Cage Champs: Past, Present, Future
The road to putting on half-a-hundred mixed martial arts shows is naturally going to be filled with a few potholes, a couple of detours, and some improvised navigation.
Last Saturday night in Sullivan, Patrick Smith closed the door on show No. 50 for Cage Championships. As post-fight backslaps and cameraphone shots were snapping off around him, Smith was smiling but scratching the back of his head.
In a humdinger of a main event, Ty Flores won a unanimous decision over Denver Sells, a crackerjack prospect of Smith’s and his Cuba-based Smith Pit gym. Their fight was not only the crown jewel of Smith’s 50th show but also for a Spire Sectional middleweight championship. Flores survived an early onslaught and grinded Sells down to the nub.

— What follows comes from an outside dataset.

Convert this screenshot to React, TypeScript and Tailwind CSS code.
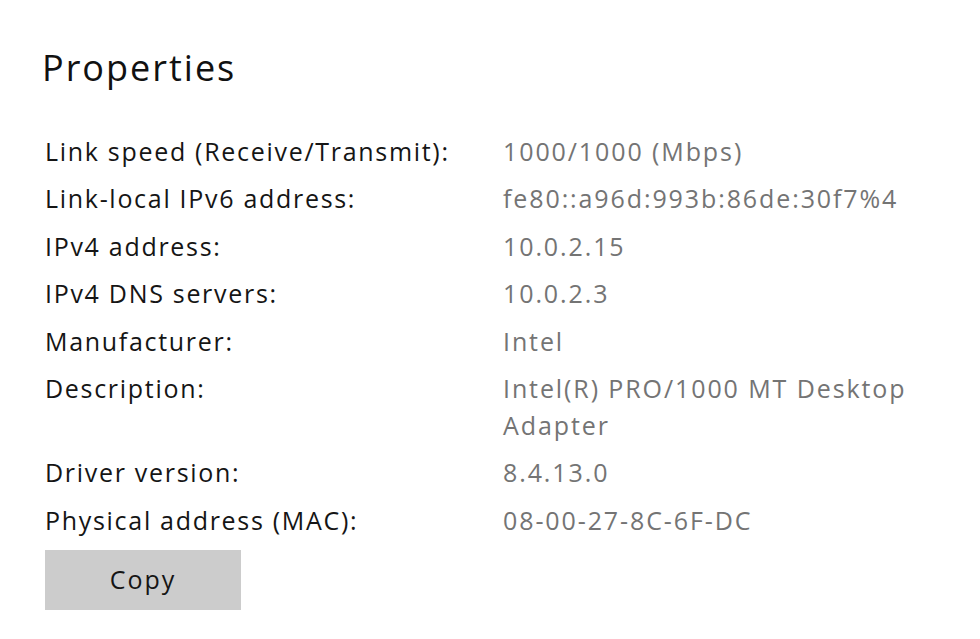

The early back and forth and Flores’ ability to comeback from the brink of defeat had the crowd still standing and chatting long after the bout.
“It was frustrating for me and fun for everyone else,” Smith said.
Now Smith can turn his sites on the next matter at hand; Jake Collier’s UFC debut. Smith has worked steadfast in making Collier a top of the heap 185-pounder. Collier (8-1) won the RFA middleweight title in October and a week later signed a UFC contract and will make his debut on Dec. 20 in Brazil for a UFC Fight Night against Vitor Miranda (9-4).
KJ cornered Smith and talked to him about the history of Cage Champs, the future for Collier and all in between.
KJ: What got you into this?
PS: “I was always into it and there just was nothing around. You had Springfield and that was about it. My first card had 12 fights scheduled but only three actually happened that first night at Central College. I went in head first, used my own equipment, my own sound, lights, the full boat. Would I do it differently now? Yes.”
KJ: This was?
PS: “September/October, 2006. So just do the math to get to 50. It was back-to-back. In 2008-09 it got really good with all legit talent, no scrubs. You look at the posters and it looks like a UFC card. It’s so saturated now. It’s not meshing like it should. Gyms don’t have control of their fighters, It’s like the wild, wild West. You either whine and lay down or innovate and move on.”
KJ: Have you ever wanted to quit?
PS: “At that first show I wanted to crawl under the cage and die. I expected so much and it didn’t happen. I spent $3,000 on t-shirts and ended up giving them away, throwing them out of the cage. It was $45 a ticket and I felt horrible. But it was hard to describe what happened. The people loved it and were telling me all of these good things and I was like, what just happened? But they weren’t used to seeing it. It was new to them.”
KJ: It has been a crazy ride for Jake
PS: “We knew going into the RFA fight that we had a good game plan. (Miranda) is different. He’s an old school, tough kickboxer. You always have to be worried about the ground but I think American wrestling can shut him down. The stand up is going to be key. He’s tough to knock out.”
KJ: What did you think of his RFA performance (a 1st round submission of Gabriel Checco)?
PS: “That wasn’t how Jake fights. It wasn’t his cleanest fight by any means. We both thought the same thing; it was great to win it but it wasn’t his most polished fight.”
KJ: His confidence seems through the roof.
PS: “We had a plan and it fell together and it’s still falling together. You still pinch yourself even if you planned it. People would hound me, ‘You need to get Jake in Bellator,’ We had a plan, we stuck with it and it fell in line like we wanted to.”
KJ: Can you talk much about your upcoming endeavor with JW Wright (Wright and Smith are teaming to put on an extravagant Brazilian Jiu Jitsu event, Respect 1, early in 2015)?
PS: “St. Louis has not seen anything like it. It will be an all-star cast. It came together after I got in contact with JW about him doing a super fight on one of my MMA shows. This opportunity came up and I said, let’s do it.”
KJ: Do you have anything left to say about 50 shows?
PS: “I just want to thank the gyms for being there. The Roger’s, the Berger’s and also the Flying Dragon has been there since day one. Even when they don’t have a fighter on the card they buy 20 tickets.”